In the spring of 2021, Isabel graduated two years early—something that has never been done at her high school before. She is set to attend UCLA in the fall and plans to major in Political Science and Chicana/o Studies and minor in Spanish. After college, she intends to go to law school and become an immigration attorney. “I’d like to help my community and, maybe, run for office one day. Advocacy is important to me.”

Isabel hopes that other students take advantage of United Way’s opportunities and resources. “As I got to know the Orange County United Way team, I could see their dedication to helping the community. The Class of 2021 e-Mentoring Program helped me to keep going and not give up. Especially during my second semester—there were lots of decisions I had to make about college and money was something I had to consider—it got to me. The program reinforced the idea that I can do it and I should continue forward because my community is cheering me on.”


At the start of the pandemic, Alexies took on extra responsibilities at home helping her younger siblings while their mother and grandmother worked. She fed them and made sure they were attending their online classes while still trying to keep up with her own studies. After several weeks of this, however, her mom and grandmother both lost their jobs.

“I was doing a lot of thinking about how to pay for college—it’s not affordable for a lot of people and our college savings had to be used when they lost their jobs. I still wanted to pursue college, but knew I might have to take a gap year,” Alexies shared.

Alexies decided to participate in the e-Mentoring Program and quickly realized she wasn’t alone in her concerns. “Many of the other mentees had the same questions that I had about applying to college and most of us had the same fears as well.”

Initially, Alexies worried what the e-Mentoring Program would be like—would it feel strange to be paired with a mentor?
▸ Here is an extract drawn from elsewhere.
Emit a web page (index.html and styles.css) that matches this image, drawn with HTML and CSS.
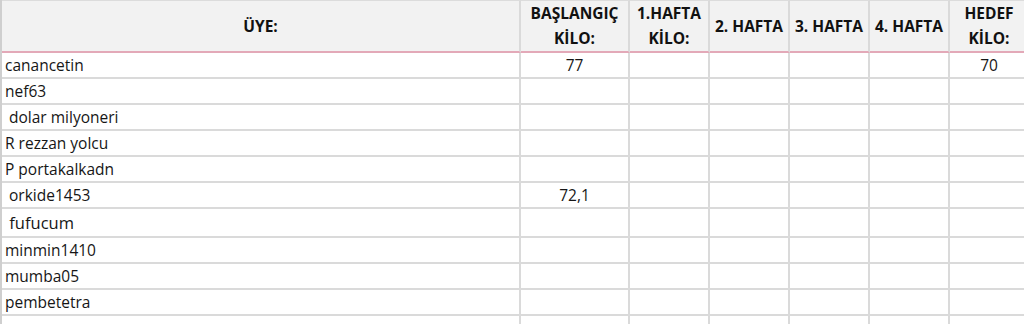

But, she quickly discovered that she and her mentor, Dana, actually had a lot in common. “During our first Zoom meeting, I learned that we love the same shows. It was so amazing that I was able to connect with this person and was able to open up to her.”

Alexies was relieved to have a mentor she trusted to answer some of her questions about the future. “We migrated when I was 11 so I didn’t want to make my mum feel bad about not knowing things [about college.]”

In addition to building confidence in her essay writing abilities, the program taught Alexies valuable life skills. She especially enjoyed the budget workshop, which she found very useful and eye opening. Another advantage of the program that Alexies found to be extremely beneficial was the laptop she received. Alexies had always used the school computer, but was unable to do so during the pandemic. Gaining that resource was a game-changer for her. “If you don’t have a laptop [for school], you already have a disadvantage. This program has taken a big weight off of my shoulders—I feel relieved.”

Alexies graduated on June 10, 2021 and will attend Cornell University in the fall with plans to study biology and public health. Although this will be her first time away from her family, Alexies is comforted knowing that she has gained knowledge and tools to help her moving forward and, if needed, she has a mentor she can reach out to as well.

Alexies, Class of 2021 mentee

“Orange County United Way is working together to build a better future by providing a program we don’t usually have at school: Learning what to do after you graduate,” Alexies said. “Having a mentor is really helpful too—especially for those who don’t have access to resources and opportunities. This program encourages every student to go for it and makes you believe that you can [go to college] if you want to.”

Congratulations to Alexies, Isabel, and the entire Class of 2021 e-Mentoring Program participants! We are so proud of you and wish you all the best in your future endeavors!